I wouldn’t borrow the strategy here unless you have a real strong reason to. I would have more social proof, more trust signals.

To figure out what should work for you, take a look at the keywords your competitors are targeting with ads and landing pages. Visit a few of them. What do they think works? How can you differentiate your offer from them?

I’d also just scout out landing pages in highly-competitive categories. You’ll find the most cutting-edge and inventive landing page design in places where it costs money to get traffic.

Example lead capture landing page

Let’s take a close look at a landing page designed to capture new leads. The goal is to get people to enter their contact information into a form on the landing page, usually in exchange for something of value like a discount, free trial, or exclusive offers (often called a lead magnet).

Once they enter their contact info, you have a lead, which is the contact information of someone who has shown some degree of interest in your company. Now this person is in your funnel, they can be marketed to, warmed up, and eventually sold to.

Here’s an example from Qualtrics, the business communications software provider, with a landing page targeting people looking to use AI in omnichannel call centers.

Qualtrics landing page to request a demo for using AI in omnichannel call centers.

There’s nothing next-level going on here, but you can see the social proof showcasing the logos of major companies that “choose Qualitrics” in the heavy black banner at the bottom. In such an otherwise colorful setting, the dark box really draws your attention.

These types of social proof play an important role at the top and middle of the funnel (where these types of landing pages live) in helping to make a brand seem trustworthy. Even Qualtrics, which has been around for 20 years, is using the brand recognition of Volkswagen and Hilton to build trust by association.

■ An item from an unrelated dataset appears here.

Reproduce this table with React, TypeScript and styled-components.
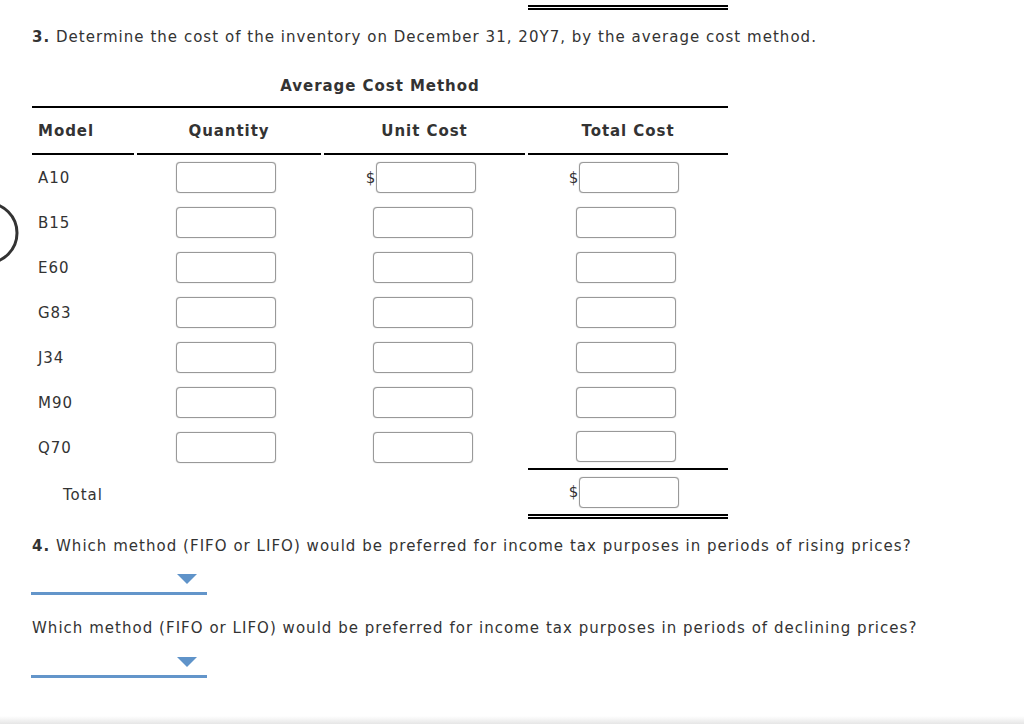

Example landing page for sales

When you are trying to get someone to pull out their credit card and make a purchase (as opposed to sign up for a free newsletter, for example), the landing page works a little bit differently.

These are sometimes called clickthrough landing pages because the sale isn’t going to happen on the page itself. Users click “Buy” and go through to a checkout flow, or click “Register” and then go to a scheduling page for a webinar, demo, etc.

The goal here is to get someone to complete the entire process. The landing page has to put someone in the confident, determined, hopeful state of mind required to buy.

Here’s a landing page example from Apple that I found searching for “best points credit card”.

Landing page example for Apple's credit card.

All of the text is really direct and assumes people understand the basics of how credit cards work. It jumps into cashback percentages and high-yield savings accounts without much context.

This is all typical of landing pages for sales, which target bottom of the funnel traffic that tends to be more aware of their options and eager to see evidence.

Further down the page, there’s a cost calculator that can help people visualize exactly how much cash they can earn based on what they anticipate spending.

Apple daily cash calculator.

The rest of the page is full of similar infographic evidence that’s all in service of showing people how much more value Apple’s card delivers compared to others. 

Can my home page be a landing page?

Of course. Visit Crazy Egg and the home page is basically a landing page. 

Crazy Egg homepage.

Sure, there’s a navigation menu and links to learn more, so it’s not a true single-purpose landing page. But the whole design is focused on getting people to sign up for a free trial.

Not everyone should use this technique. I don’t think there is a hard fast rule about it. Crazy Egg tested their way into the design, and something similar could certainly be worth trying. 

The only thing I will say for sure is that there should be an opportunity to convert users somewhere above the fold on your home page. 

Everyone does this because it’s important, even if it is just a simple, generic “Contact” button. You should also consider using an opt in popup, if the static calls to action on your site aren’t netting new leads.